Tenete d'occhio Gianluca Morozzi, se ancora non lo conoscete. Tenetelo d'occhio perché vi stupirà, al di là delle etichette con cui si potrebbe cercare di etichettarlo - ora scrittore giovanilista, ora ammiccante al mondo della musica o al thriller venato di noir (suo il folgorante Blackout - vedi libri/25).
Con Il vangelo del coyote Morozzi scrive una graphic novel talmente trascendente i generi da rendere superflua l'enumerazione degli aggettivi con cui classificarla. Siamo, semplicemente, di fronte a una storia. Anzi, due.
La prima è quella di due ragazzine, Skoda e Liù. Non pestifere: criminali. Non disagiate: sociopatiche. Tanto da aver scelto come hobby quello della tortura sadica ai danni degli inermi.
L'altra storia è quella di un professore di scuola dagli inquietanti segreti nascosti in una cantina dalle pareti imbottite.
Due storie le quali, più che intrecciarsi, si motivano e si rispecchiano l'una nell'altra, proiettandosi reciprocamente ombre di morte.

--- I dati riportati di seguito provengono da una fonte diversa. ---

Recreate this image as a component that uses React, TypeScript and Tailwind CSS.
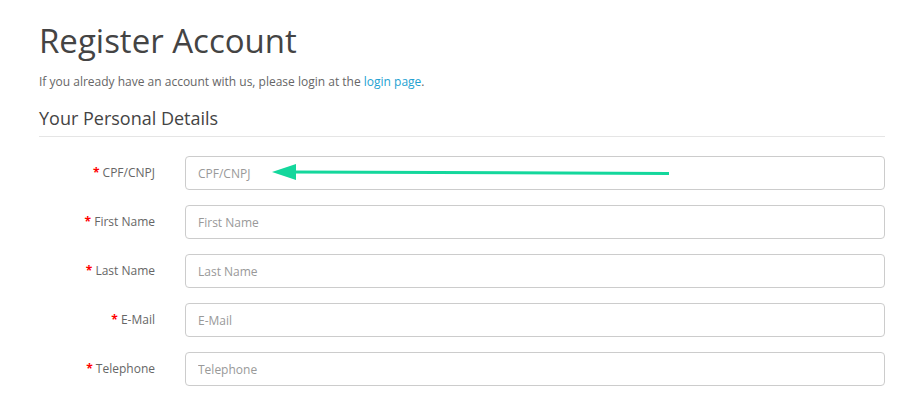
import React from "react";

const fields = [
  { label: "CPF/CNPJ" },
  { label: "First Name" },
  { label: "Last Name" },
  { label: "E-Mail" },
  { label: "Telephone" },
];

export default function App() {
  return (
    <div className="relative w-[897px] h-[404px] overflow-hidden bg-white font-['Open_Sans',sans-serif]">
      <div className="pl-[39px] pr-[12px] pt-[23px]">
        <h1 className="m-0 text-[33px] leading-[1.1] font-normal text-[#444]">Register Account</h1>
        <p className="mt-[13px] text-[12px] leading-[20px] text-[#666]">
          If you already have an account with us, please login at the{" "}
          <a className="text-[#23a1d1]">login page</a>.
        </p>
        <div className="mt-[7px] border-b border-[#e5e5e5] pt-[7px] pb-[5px] text-[18px] leading-[1.4] text-[#444]">
          Your Personal Details
        </div>
        <div className="mt-[19px] flex flex-col gap-[15px]">
          {fields.map((f) => (
            <div key={f.label} className="flex items-center">
              <div className="w-[116px] text-right text-[12px] text-[#666]">
                <span className="text-[#f00] font-bold">* </span>
                {f.label}
              </div>
              <input
                className="ml-[30px] flex-1 h-[34px] rounded-[4px] border border-[#ccc] px-[12px] text-[12px] text-[#555] placeholder:text-[#999] outline-none"
                placeholder={f.label}
              />
            </div>
          ))}
        </div>
      </div>
      <svg className="absolute left-0 top-0" width="897" height="404">
        <line x1="292" y1="172" x2="669" y2="173.5" stroke="#14d79c" strokeWidth="3" />
        <polygon points="272,172 296,164 296,180" fill="#14d79c" />
      </svg>
    </div>
  );
}
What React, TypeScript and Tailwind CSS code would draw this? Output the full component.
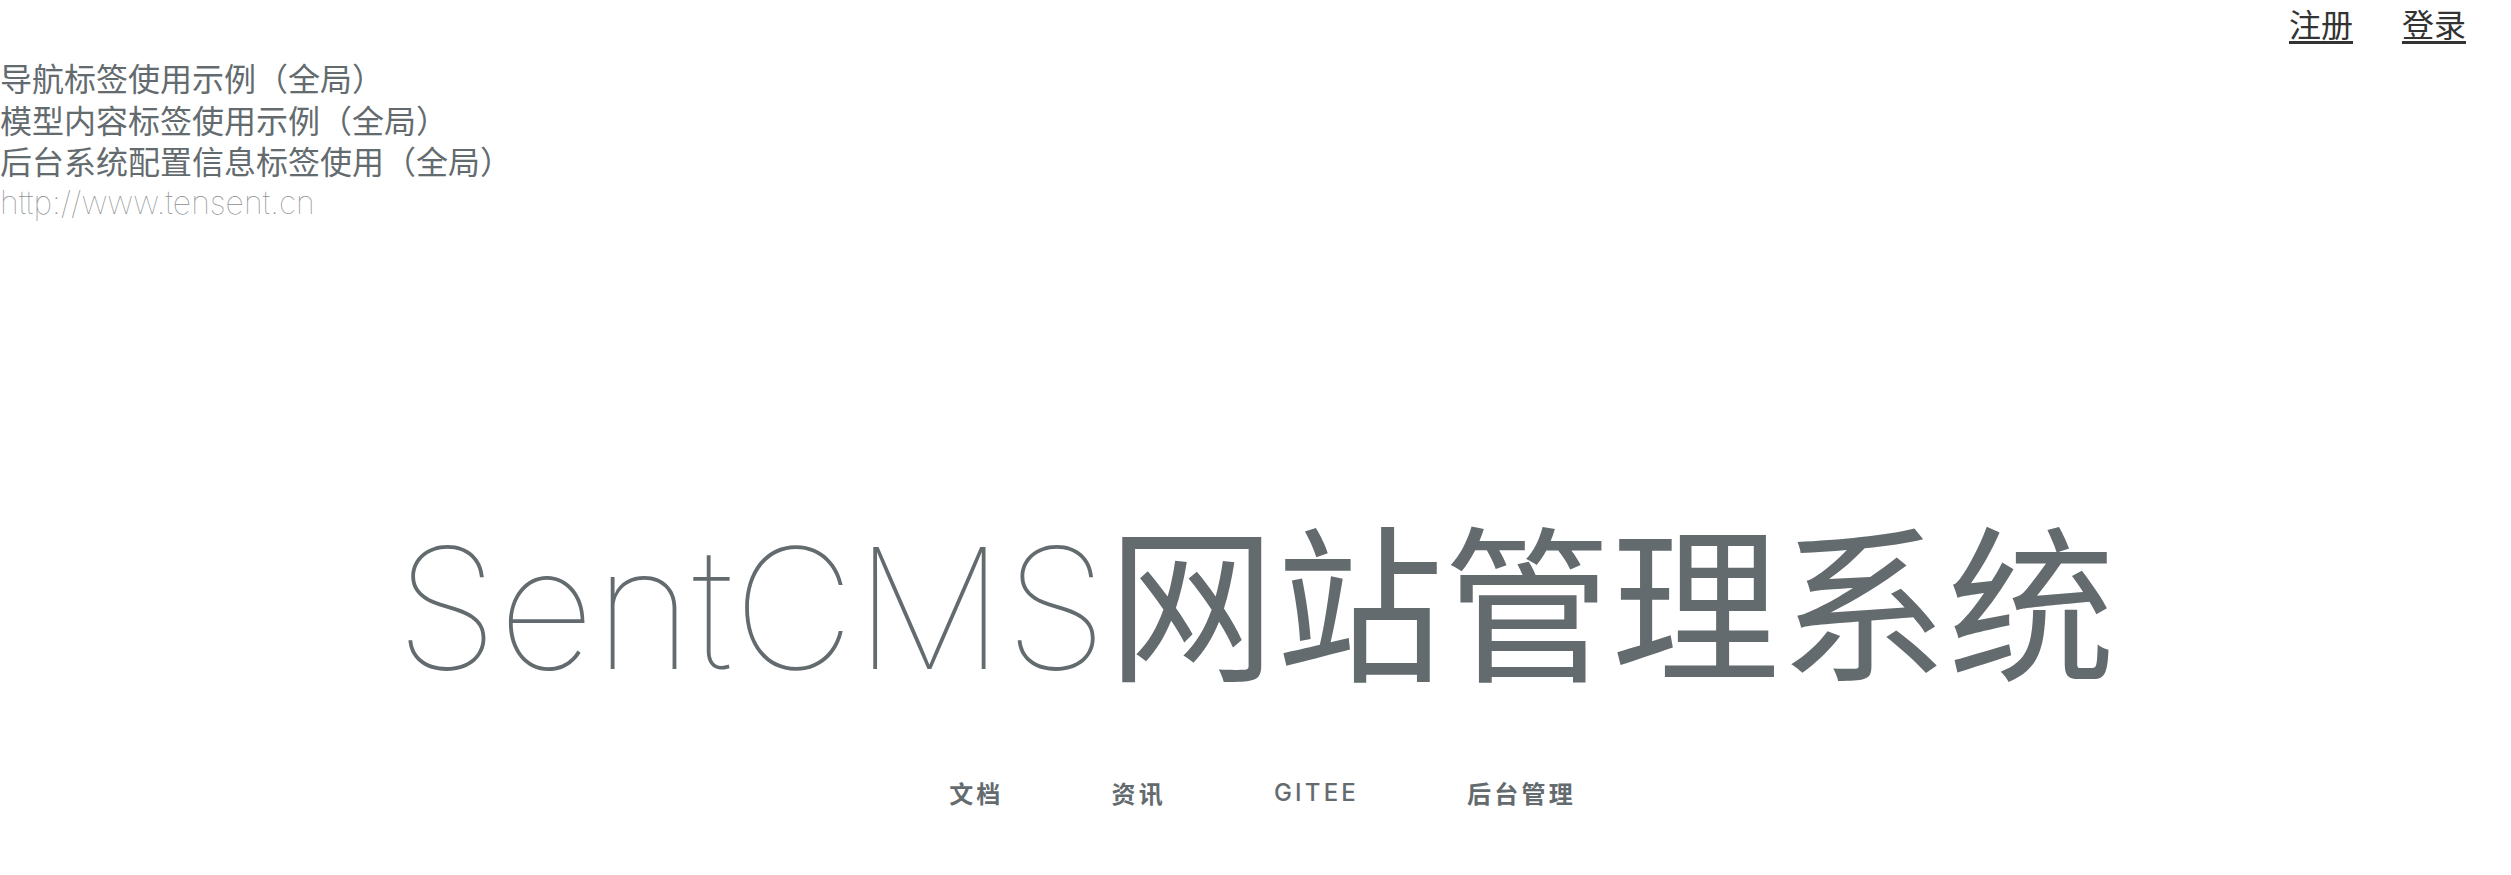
import React from "react";

export default function App() {
  return (
    <div className="w-full min-h-[875px] bg-white text-[#636b6f] font-['Inter','Noto_Sans_CJK_SC',sans-serif]">
      <div className="flex h-[57px] items-start justify-end pr-[45px] pt-[2px]">
        <div className="flex gap-[49px] text-[32px] leading-[42px] text-[#333] font-['Noto_Sans_CJK_SC',sans-serif]">
          <a href="#" className="underline underline-offset-[4px]">注册</a>
          <a href="#" className="underline underline-offset-[4px]">登录</a>
        </div>
      </div>

      <div className="flex flex-col text-[32px] leading-[41.5px]">
        <a href="#" className="w-fit font-['Noto_Sans_CJK_SC',sans-serif]">导航标签使用示例（全局）</a>
        <a href="#" className="w-fit font-['Noto_Sans_CJK_SC',sans-serif]">模型内容标签使用示例（全局）</a>
        <a href="#" className="w-fit font-['Noto_Sans_CJK_SC',sans-serif]">后台系统配置信息标签使用（全局）</a>
        <a href="#" className="w-fit font-thin text-[#8a9094] font-['Inter',sans-serif]">http://www.tensent.cn</a>
      </div>

      <div className="mt-[289px] flex flex-col items-center">
        <div className="text-[168px] leading-[168px] whitespace-nowrap">
          <span className="font-thin font-['Inter',sans-serif]">SentCMS</span>
          <span className="font-normal font-['Noto_Sans_CJK_SC',sans-serif]">网站管理系统</span>
        </div>
        <nav className="mt-[85px] ml-[14px] flex gap-[8px] text-[24px] leading-[32px] font-semibold uppercase tracking-[3.2px]">
          <a href="#" className="px-[50px] font-['Noto_Sans_CJK_SC',sans-serif]">文档</a>
          <a href="#" className="px-[50px] font-['Noto_Sans_CJK_SC',sans-serif]">资讯</a>
          <a href="#" className="px-[50px] font-medium font-['Inter',sans-serif]">GITEE</a>
          <a href="#" className="px-[50px] font-['Noto_Sans_CJK_SC',sans-serif]">后台管理</a>
        </nav>
      </div>
    </div>
  );
}
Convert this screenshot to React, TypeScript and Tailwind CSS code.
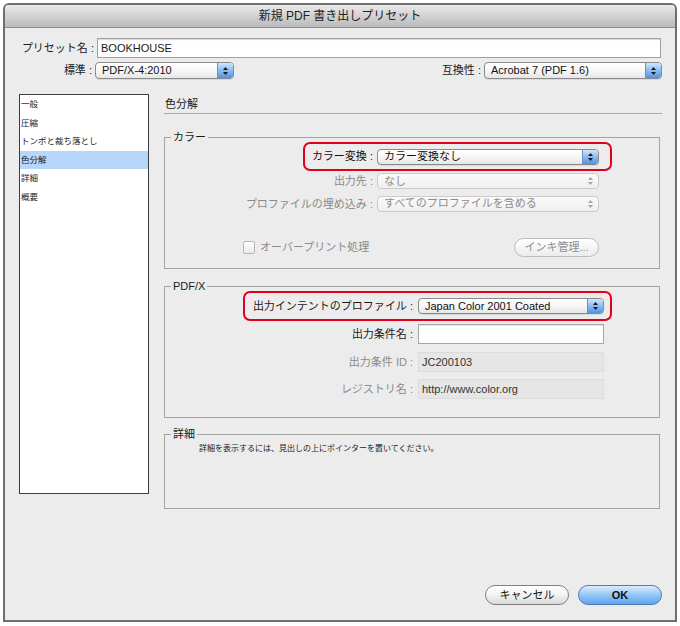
import type { ReactNode } from "react"

function Arrows({ dim }: { dim?: boolean }) {
  return (
    <svg width="7" height="10" viewBox="0 0 7 10" className="block">
      <path d="M3.5 1 L6 4 L1 4 Z" fill={dim ? "#a5a5a5" : "#1a1a1a"} />
      <path d="M1 6 L6 6 L3.5 9 Z" fill={dim ? "#a5a5a5" : "#1a1a1a"} />
    </svg>
  )
}

function Popup({ value, className, disabled }: { value: string; className: string; disabled?: boolean }) {
  if (disabled) {
    return (
      <div
        className={`flex items-center rounded-[4px] border border-[#cbcbcb] bg-gradient-to-b from-[#fbfbfb] to-[#efefef] text-[#8c8c8c] ${className}`}
      >
        <span className="flex-1 truncate pl-[6px] leading-none">{value}</span>
        <span className="flex h-full w-[16px] items-center justify-center">
          <Arrows dim />
        </span>
      </div>
    )
  }
  return (
    <div
      className={`flex items-center rounded-[4px] border border-[#8a8a8a] bg-gradient-to-b from-white via-[#f7f7f7] to-[#e6e6e6] text-[#111] shadow-[0_1px_0_rgba(0,0,0,0.08)] ${className}`}
    >
      <span className="flex-1 truncate pl-[6px] leading-none">{value}</span>
      <span className="flex h-full w-[16px] items-center justify-center rounded-r-[3px] border-l border-[#6f8fbd] bg-gradient-to-b from-[#d3e6fb] via-[#8bbcf1] to-[#4f93e4]">
        <Arrows />
      </span>
    </div>
  )
}

function Group({ title, className, children }: { title: string; className: string; children: ReactNode }) {
  return (
    <fieldset className={`w-[496px] border border-[#a3a3a3] ${className}`}>
      <legend className="ml-[6px] px-[2px] text-[11px] leading-[10px] text-[#1a1a1a]">{title}</legend>
      {children}
    </fieldset>
  )
}

const sections = ["一般", "圧縮", "トンボと裁ち落とし", "色分解", "詳細", "概要"]

export default function App() {
  return (
    <div className="h-[626px] w-[680px] bg-white px-[3px] pt-[3px] font-['Liberation_Sans','Noto_Sans_CJK_JP',sans-serif] text-[11px] text-[#1a1a1a]">
      <div className="flex h-[619px] w-[674px] flex-col rounded-t-[6px] border-2 border-[#6f6f6f] bg-[#ececec]">
        {/* title bar */}
        <div className="flex h-[23px] items-center justify-center rounded-t-[4px] border-b border-[#8e8e8e] bg-gradient-to-b from-[#eaeaea] to-[#bababa] text-[12px] text-[#222]">
          新規 PDF 書き出しプリセット
        </div>

        {/* preset name */}
        <div className="mt-[10px] flex items-center">
          <div className="w-[92px] pr-[3px] text-right">プリセット名 :</div>
          <div className="flex h-[20px] w-[564px] items-center border border-[#a0a0a0] bg-white pl-[3px] shadow-[inset_0_1px_1px_rgba(0,0,0,0.15)]">
            BOOKHOUSE
          </div>
        </div>

        {/* standard / compatibility */}
        <div className="mt-[4px] flex items-center pr-[13px]">
          <div className="w-[90px] pr-[3px] text-right">標準 :</div>
          <Popup value="PDF/X-4:2010" className="h-[17px] w-[139px]" />
          <div className="flex-1 pr-[3px] text-right">互換性 :</div>
          <Popup value="Acrobat 7 (PDF 1.6)" className="h-[17px] w-[178px]" />
        </div>

        <div className="mt-[15px] flex items-start">
          {/* section list */}
          <div className="ml-[14px] h-[400px] w-[130px] border border-[#3c3c3c] bg-white">
            {sections.map((s, i) => (
              <div
                key={s}
                className={`h-[18.5px] pl-[1px] text-[8.5px] leading-[18.5px] ${i === 3 ? "bg-[#b7d6fc]" : ""}`}
              >
                {s}
              </div>
            ))}
          </div>

          {/* right panel */}
          <div className="ml-[15px] w-[498px]">
            <div className="h-[20px] border-b border-[#a8a8a8] pl-[1px] pt-[3px] leading-[14px]">色分解</div>

            <Group title="カラー" className="mt-[18px] pb-[11px]">
              <div className="ml-[138px] flex h-[29px] w-[309px] items-center justify-end rounded-[7px] border-2 border-[#e2001a] pr-[11px]">
                <span className="text-[#111]">カラー変換 :</span>
                <Popup value="カラー変換なし" className="ml-[4px] h-[16px] w-[222px]" />
              </div>
              <div className="mt-[2px] flex items-center">
                <div className="w-[208px] text-right text-[#8a8a8a]">出力先 :</div>
                <Popup value="なし" disabled className="ml-[4px] h-[16px] w-[222px]" />
              </div>
              <div className="mt-[6px] flex items-center">
                <div className="w-[208px] text-right text-[#8a8a8a]">プロファイルの埋め込み :</div>
                <Popup value="すべてのプロファイルを含める" disabled className="ml-[4px] h-[16px] w-[222px]" />
              </div>
              <div className="mt-[26px] flex items-center">
                <div className="ml-[78px] h-[13px] w-[12px] rounded-[2px] border border-[#b8b8b8] bg-gradient-to-b from-white to-[#e8e8e8]" />
                <span className="ml-[5px] text-[#8a8a8a]">オーバープリント処理</span>
                <div className="ml-auto mr-[60px] flex h-[19px] w-[85px] items-center justify-center rounded-full border border-[#bdbdbd] bg-gradient-to-b from-white to-[#ececec] text-[#8d8d8d]">
                  インキ管理...
                </div>
              </div>
            </Group>

            <Group title="PDF/X" className="mt-[12px] pb-[18px]">
              <div className="ml-[78px] flex h-[30px] w-[369px] items-center justify-end rounded-[7px] border-2 border-[#e2001a] pr-[6px]">
                <span>出力インテントのプロファイル :</span>
                <Popup value="Japan Color 2001 Coated" className="ml-[5px] h-[16px] w-[186px]" />
              </div>
              <div className="mt-[3px] flex items-center">
                <div className="w-[248px] text-right">出力条件名 :</div>
                <div className="ml-[5px] h-[20px] w-[186px] border border-[#a6a6a6] bg-white shadow-[inset_0_1px_1px_rgba(0,0,0,0.12)]" />
              </div>
              <div className="mt-[8px] flex items-center">
                <div className="w-[248px] text-right text-[#8a8a8a]">出力条件 ID :</div>
                <div className="ml-[5px] flex h-[20px] w-[186px] items-center border border-[#dcdcdc] bg-[#e6e6e6] pl-[3px] text-[#333]">
                  JC200103
                </div>
              </div>
              <div className="mt-[7px] flex items-center">
                <div className="w-[248px] text-right text-[#8a8a8a]">レジストリ名 :</div>
                <div className="ml-[5px] flex h-[20px] w-[186px] items-center border border-[#dcdcdc] bg-[#e6e6e6] pl-[3px] text-[#333]">
                  http://www.color.org
                </div>
              </div>
            </Group>

            <Group title="詳細" className="mt-[11px] h-[80px]">
              <div className="ml-[34px] mt-[5px] text-[8px] leading-[10px]">
                詳細を表示するには、見出しの上にポインターを置いてください。
              </div>
            </Group>
          </div>
        </div>

        {/* buttons */}
        <div className="mt-[76px] flex justify-end gap-[9px] pr-[13px]">
          <div className="flex h-[20px] w-[84px] items-center justify-center rounded-full border border-[#7f7f7f] bg-gradient-to-b from-white via-[#f3f3f3] to-[#d9d9d9] text-[#111]">
            キャンセル
          </div>
          <div className="flex h-[20px] w-[84px] items-center justify-center rounded-full border border-[#4e7cb2] bg-gradient-to-b from-[#dcecfd] via-[#94c6f5] to-[#5aa5ee] font-bold text-[#111]">
            OK
          </div>
        </div>
      </div>
    </div>
  )
}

Il passaggio tra queste due storie, entrambe molto crude ma dai toni diversissimi, è affidato a due disegnatori dal tratto altrettanto differente: Giuseppe Camuncoli e Michele Petrucci. Il risultato è un altalenare continuo fra incubi sempre più allucinati, con un taglio e un montaggio che non sembra errato definire cinematografici. Una graphic novel visionaria e coinvolgente, capace di donare più di un brivido ai suoi lettori.